▸ WRITTEN TASK
Copy all of the material word for word, except for the pictures.

▸ DATA
□ □ □ □ □ □ □
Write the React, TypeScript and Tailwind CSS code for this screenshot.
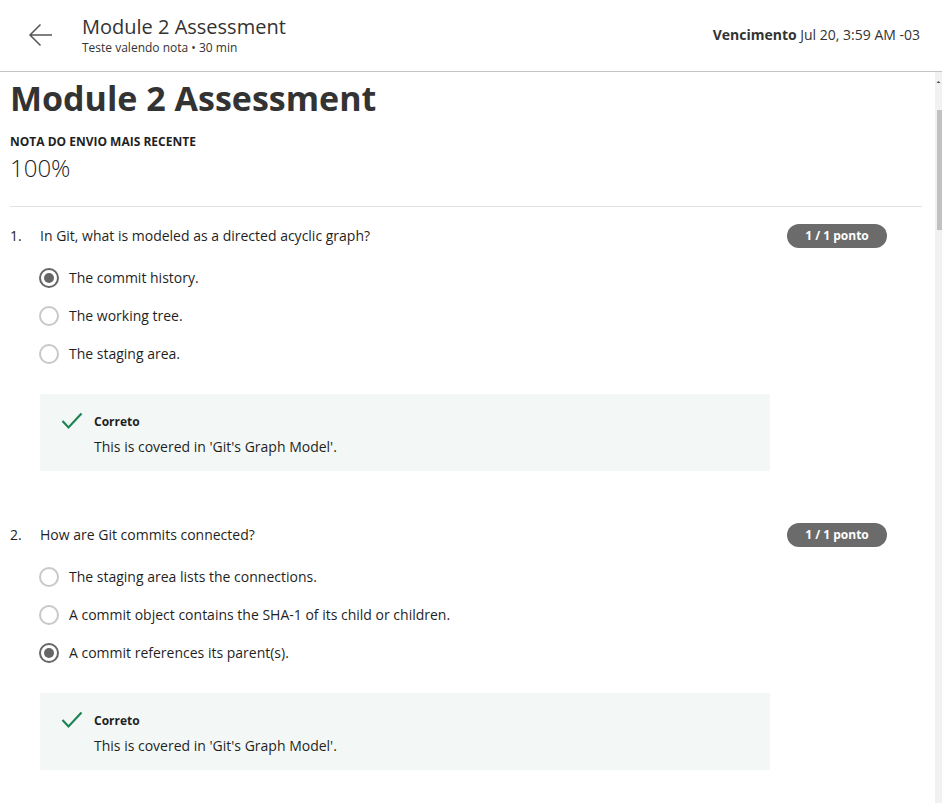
import React from 'react'

type Option = { text: string; checked?: boolean }
type Question = { n: number; prompt: string; options: Option[]; feedback: string }

const questions: Question[] = [
    {
        n: 1,
        prompt: 'In Git, what is modeled as a directed acyclic graph?',
        options: [{ text: 'The commit history.', checked: true }, { text: 'The working tree.' }, { text: 'The staging area.' }],
        feedback: "This is covered in 'Git's Graph Model'.",
    },
    {
        n: 2,
        prompt: 'How are Git commits connected?',
        options: [
            { text: 'The staging area lists the connections.' },
            { text: 'A commit object contains the SHA-1 of its child or children.' },
            { text: 'A commit references its parent(s).', checked: true },
        ],
        feedback: "This is covered in 'Git's Graph Model'.",
    },
]

function Radio({ checked }: { checked?: boolean }) {
    return checked ? (
        <span className="flex h-5 w-5 shrink-0 items-center justify-center rounded-full border-2 border-[#666666]">
            <span className="h-[10px] w-[10px] rounded-full bg-[#666666]" />
        </span>
    ) : (
        <span className="h-5 w-5 shrink-0 rounded-full border-2 border-[#c8c8c8]" />
    )
}

function QuestionBlock({ q }: { q: Question }) {
    return (
        <div className="pb-[53px]">
            <div className="flex items-start">
                <span className="w-[30px] shrink-0 text-sm leading-[22px]">{q.n}.</span>
                <p className="flex-1 text-sm leading-[22px]">{q.prompt}</p>
                <span className="mr-[35px] mt-[-1px] flex h-6 w-[100px] items-center justify-center rounded-full bg-[#6b6b6b] text-xs font-bold text-white">
                    1 / 1 ponto
                </span>
            </div>
            <div className="ml-[29px] mt-[20px] flex flex-col gap-[18px]">
                {q.options.map((o) => (
                    <label key={o.text} className="flex items-center gap-[10px] text-sm leading-5">
                        <Radio checked={o.checked} />
                        <span>{o.text}</span>
                    </label>
                ))}
            </div>
            <div className="ml-[30px] mt-[30px] flex w-[730px] gap-[11px] bg-[#f3f8f6] px-[21px] pb-[14px] pt-[20px]">
                <svg width="22" height="18" viewBox="0 0 22 18" className="mt-[-2px] shrink-0">
                    <polyline points="1.5,9 7.5,15.5 20.5,1.5" fill="none" stroke="#1f8354" strokeWidth="2.2" />
                </svg>
                <div>
                    <div className="text-xs font-bold leading-4">Correto</div>
                    <div className="mt-[7px] text-sm leading-5">{q.feedback}</div>
                </div>
            </div>
        </div>
    )
}

export default function App() {
    return (
        <div className="flex h-[803px] w-[942px] flex-col overflow-hidden bg-white text-[#1f1f1f]" style={{ fontFamily: '"Open Sans", "Liberation Sans", sans-serif' }}>
            <header className="flex h-[72px] shrink-0 items-center border-b border-[#c4c4c4] pb-[2px] pl-[28px] pr-[22px]">
                <svg width="25" height="24" viewBox="0 0 25 24" className="mt-[1px] shrink-0">
                    <path d="M24 12H2M12.5 1.5L2 12l10.5 10.5" fill="none" stroke="#555" strokeWidth="1.5" />
                </svg>
                <div className="ml-[29px] flex-1">
                    <div className="text-xl leading-[26px] text-[#333]">Module 2 Assessment</div>
                    <div className="text-xs leading-4 text-[#333]">Teste valendo nota • 30 min</div>
                </div>
                <div className="text-sm text-[#333]">
                    <span className="font-bold">Vencimento</span> Jul 20, 3:59 AM -03
                </div>
            </header>
            <div className="flex min-h-0 flex-1">
                <main className="flex-1 pl-[10px] pr-[13px]">
                    <h1 className="mt-[5px] text-[34px] font-bold leading-[42px] text-[#333]">Module 2 Assessment</h1>
                    <div className="mt-[15px] text-xs font-bold leading-4 text-[#1f1f1f]">NOTA DO ENVIO MAIS RECENTE</div>
                    <div className="mt-[2px] text-2xl font-light leading-8 text-[#1f1f1f]">100%</div>
                    <div className="mt-[22px] border-t border-[#e1e1e1]" />
                    <div className="pt-[18px]">
                        {questions.map((q) => (
                            <QuestionBlock key={q.n} q={q} />
                        ))}
                    </div>
                </main>
                <div className="flex w-[7px] shrink-0 flex-col bg-[#f1f1f1]">
                    <svg width="7" height="10" viewBox="0 0 7 10" className="mt-[4px]">
                        <polygon points="1.5,7 3.5,5 5.5,7" fill="#505050" />
                    </svg>
                    <div className="ml-[2px] mt-[24px] h-[120px] w-[5px] bg-[#c1c1c1]" />
                </div>
            </div>
        </div>
    )
}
□ □ □ □ □ □ □
▸ RESULT OF THE EXERCISE
Write the React, TypeScript and Tailwind CSS code for this screenshot.
import React from 'react'

type Option = { text: string; checked?: boolean }
type Question = { n: number; prompt: string; options: Option[]; feedback: string }

const questions: Question[] = [
    {
        n: 1,
        prompt: 'In Git, what is modeled as a directed acyclic graph?',
        options: [{ text: 'The commit history.', checked: true }, { text: 'The working tree.' }, { text: 'The staging area.' }],
        feedback: "This is covered in 'Git's Graph Model'.",
    },
    {
        n: 2,
        prompt: 'How are Git commits connected?',
        options: [
            { text: 'The staging area lists the connections.' },
            { text: 'A commit object contains the SHA-1 of its child or children.' },
            { text: 'A commit references its parent(s).', checked: true },
        ],
        feedback: "This is covered in 'Git's Graph Model'.",
    },
]

function Radio({ checked }: { checked?: boolean }) {
    return checked ? (
        <span className="flex h-5 w-5 shrink-0 items-center justify-center rounded-full border-2 border-[#666666]">
            <span className="h-[10px] w-[10px] rounded-full bg-[#666666]" />
        </span>
    ) : (
        <span className="h-5 w-5 shrink-0 rounded-full border-2 border-[#c8c8c8]" />
    )
}

function QuestionBlock({ q }: { q: Question }) {
    return (
        <div className="pb-[53px]">
            <div className="flex items-start">
                <span className="w-[30px] shrink-0 text-sm leading-[22px]">{q.n}.</span>
                <p className="flex-1 text-sm leading-[22px]">{q.prompt}</p>
                <span className="mr-[35px] mt-[-1px] flex h-6 w-[100px] items-center justify-center rounded-full bg-[#6b6b6b] text-xs font-bold text-white">
                    1 / 1 ponto
                </span>
            </div>
            <div className="ml-[29px] mt-[20px] flex flex-col gap-[18px]">
                {q.options.map((o) => (
                    <label key={o.text} className="flex items-center gap-[10px] text-sm leading-5">
                        <Radio checked={o.checked} />
                        <span>{o.text}</span>
                    </label>
                ))}
            </div>
            <div className="ml-[30px] mt-[30px] flex w-[730px] gap-[11px] bg-[#f3f8f6] px-[21px] pb-[14px] pt-[20px]">
                <svg width="22" height="18" viewBox="0 0 22 18" className="mt-[-2px] shrink-0">
                    <polyline points="1.5,9 7.5,15.5 20.5,1.5" fill="none" stroke="#1f8354" strokeWidth="2.2" />
                </svg>
                <div>
                    <div className="text-xs font-bold leading-4">Correto</div>
                    <div className="mt-[7px] text-sm leading-5">{q.feedback}</div>
                </div>
            </div>
        </div>
    )
}

export default function App() {
    return (
        <div className="flex h-[803px] w-[942px] flex-col overflow-hidden bg-white text-[#1f1f1f]" style={{ fontFamily: '"Open Sans", "Liberation Sans", sans-serif' }}>
            <header className="flex h-[72px] shrink-0 items-center border-b border-[#c4c4c4] pb-[2px] pl-[28px] pr-[22px]">
                <svg width="25" height="24" viewBox="0 0 25 24" className="mt-[1px] shrink-0">
                    <path d="M24 12H2M12.5 1.5L2 12l10.5 10.5" fill="none" stroke="#555" strokeWidth="1.5" />
                </svg>
                <div className="ml-[29px] flex-1">
                    <div className="text-xl leading-[26px] text-[#333]">Module 2 Assessment</div>
                    <div className="text-xs leading-4 text-[#333]">Teste valendo nota • 30 min</div>
                </div>
                <div className="text-sm text-[#333]">
                    <span className="font-bold">Vencimento</span> Jul 20, 3:59 AM -03
                </div>
            </header>
            <div className="flex min-h-0 flex-1">
                <main className="flex-1 pl-[10px] pr-[13px]">
                    <h1 className="mt-[5px] text-[34px] font-bold leading-[42px] text-[#333]">Module 2 Assessment</h1>
                    <div className="mt-[15px] text-xs font-bold leading-4 text-[#1f1f1f]">NOTA DO ENVIO MAIS RECENTE</div>
                    <div className="mt-[2px] text-2xl font-light leading-8 text-[#1f1f1f]">100%</div>
                    <div className="mt-[22px] border-t border-[#e1e1e1]" />
                    <div className="pt-[18px]">
                        {questions.map((q) => (
                            <QuestionBlock key={q.n} q={q} />
                        ))}
                    </div>
                </main>
                <div className="flex w-[7px] shrink-0 flex-col bg-[#f1f1f1]">
                    <svg width="7" height="10" viewBox="0 0 7 10" className="mt-[4px]">
                        <polygon points="1.5,7 3.5,5 5.5,7" fill="#505050" />
                    </svg>
                    <div className="ml-[2px] mt-[24px] h-[120px] w-[5px] bg-[#c1c1c1]" />
                </div>
            </div>
        </div>
    )
}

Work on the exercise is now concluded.